*TASK DIRECTIONS*. The listing below should be printed exactly, every line of it. Skip the pictures.
>> Begin
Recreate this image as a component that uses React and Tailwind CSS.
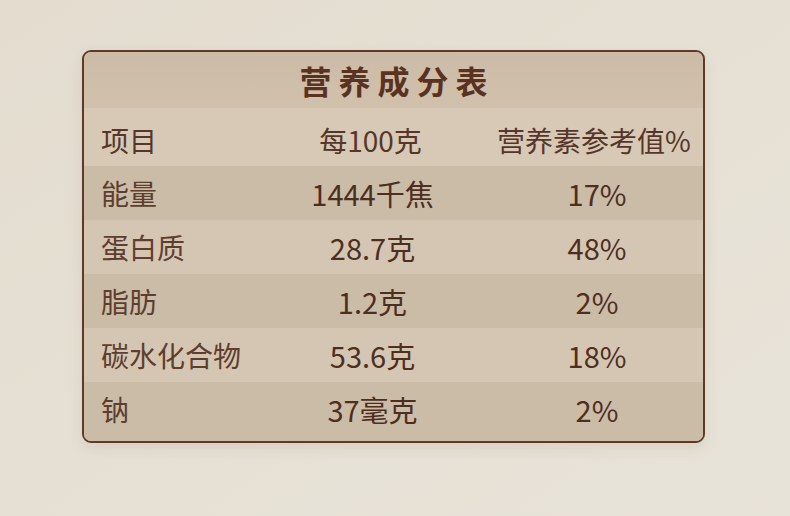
const rows = [
  ['能量', '1444千焦', '17%'],
  ['蛋白质', '28.7克', '48%'],
  ['脂肪', '1.2克', '2%'],
  ['碳水化合物', '53.6克', '18%'],
  ['钠', '37毫克', '2%'],
]

const font = { fontFamily: '"Noto Sans CJK SC", "Noto Sans", sans-serif' }

export default function App() {
  return (
    <div
      className="w-[790px] h-[516px] bg-gradient-to-br from-[#e3dccf] via-[#e6e0d4] to-[#e8e3d9] pt-[50px] pl-[82px]"
      style={font}
    >
      <div className="w-[623px] rounded-[9px] border-2 border-[#5e3a26] bg-[#d3c4b0] overflow-hidden shadow-[0_6px_14px_rgba(120,95,70,0.12)]">
        {/* title */}
        <div className="h-[56px] flex items-center justify-center bg-gradient-to-b from-[#cbbba7] to-[#d0c0ac]">
          <h1 className="text-[32px] font-bold tracking-[7px] pl-[7px] text-[#5a3222] leading-none">
            营养成分表
          </h1>
        </div>

        {/* header */}
        <div className="h-[58px] pt-[6px] grid grid-cols-[176px_225px_1fr] items-center bg-[#d7c9b6] text-[#56362a] text-[28px] leading-none">
          <span className="pl-[17px]">项目</span>
          <span className="text-center pr-[4px]">每100克</span>
          <span className="text-center">营养素参考值%</span>
        </div>

        {rows.map(([name, amount, pct], i) => (
          <div
            key={name}
            className={
              'grid grid-cols-[176px_225px_1fr] items-center leading-none ' +
              (i === rows.length - 1 ? 'h-[59px] pb-[5px] ' : 'h-[54px] ') +
              (i % 2 === 0 ? 'bg-[#cbbca8]' : 'bg-[#d5c6b3]')
            }
          >
            <span className="pl-[17px] text-[28px] text-[#5d3e2f]">{name}</span>
            <span className="text-center text-[29px] text-[#4e2e1f]">{amount}</span>
            <span className="text-center pl-[6px] text-[29px] text-[#4e2e1f]">{pct}</span>
          </div>
        ))}
      </div>
    </div>
  )
}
>> End
*COMPLETE OUTPUT*.
Recreate this image as a component that uses React and Tailwind CSS.
const rows = [
  ['能量', '1444千焦', '17%'],
  ['蛋白质', '28.7克', '48%'],
  ['脂肪', '1.2克', '2%'],
  ['碳水化合物', '53.6克', '18%'],
  ['钠', '37毫克', '2%'],
]

const font = { fontFamily: '"Noto Sans CJK SC", "Noto Sans", sans-serif' }

export default function App() {
  return (
    <div
      className="w-[790px] h-[516px] bg-gradient-to-br from-[#e3dccf] via-[#e6e0d4] to-[#e8e3d9] pt-[50px] pl-[82px]"
      style={font}
    >
      <div className="w-[623px] rounded-[9px] border-2 border-[#5e3a26] bg-[#d3c4b0] overflow-hidden shadow-[0_6px_14px_rgba(120,95,70,0.12)]">
        {/* title */}
        <div className="h-[56px] flex items-center justify-center bg-gradient-to-b from-[#cbbba7] to-[#d0c0ac]">
          <h1 className="text-[32px] font-bold tracking-[7px] pl-[7px] text-[#5a3222] leading-none">
            营养成分表
          </h1>
        </div>

        {/* header */}
        <div className="h-[58px] pt-[6px] grid grid-cols-[176px_225px_1fr] items-center bg-[#d7c9b6] text-[#56362a] text-[28px] leading-none">
          <span className="pl-[17px]">项目</span>
          <span className="text-center pr-[4px]">每100克</span>
          <span className="text-center">营养素参考值%</span>
        </div>

        {rows.map(([name, amount, pct], i) => (
          <div
            key={name}
            className={
              'grid grid-cols-[176px_225px_1fr] items-center leading-none ' +
              (i === rows.length - 1 ? 'h-[59px] pb-[5px] ' : 'h-[54px] ') +
              (i % 2 === 0 ? 'bg-[#cbbca8]' : 'bg-[#d5c6b3]')
            }
          >
            <span className="pl-[17px] text-[28px] text-[#5d3e2f]">{name}</span>
            <span className="text-center text-[29px] text-[#4e2e1f]">{amount}</span>
            <span className="text-center pl-[6px] text-[29px] text-[#4e2e1f]">{pct}</span>
          </div>
        ))}
      </div>
    </div>
  )
}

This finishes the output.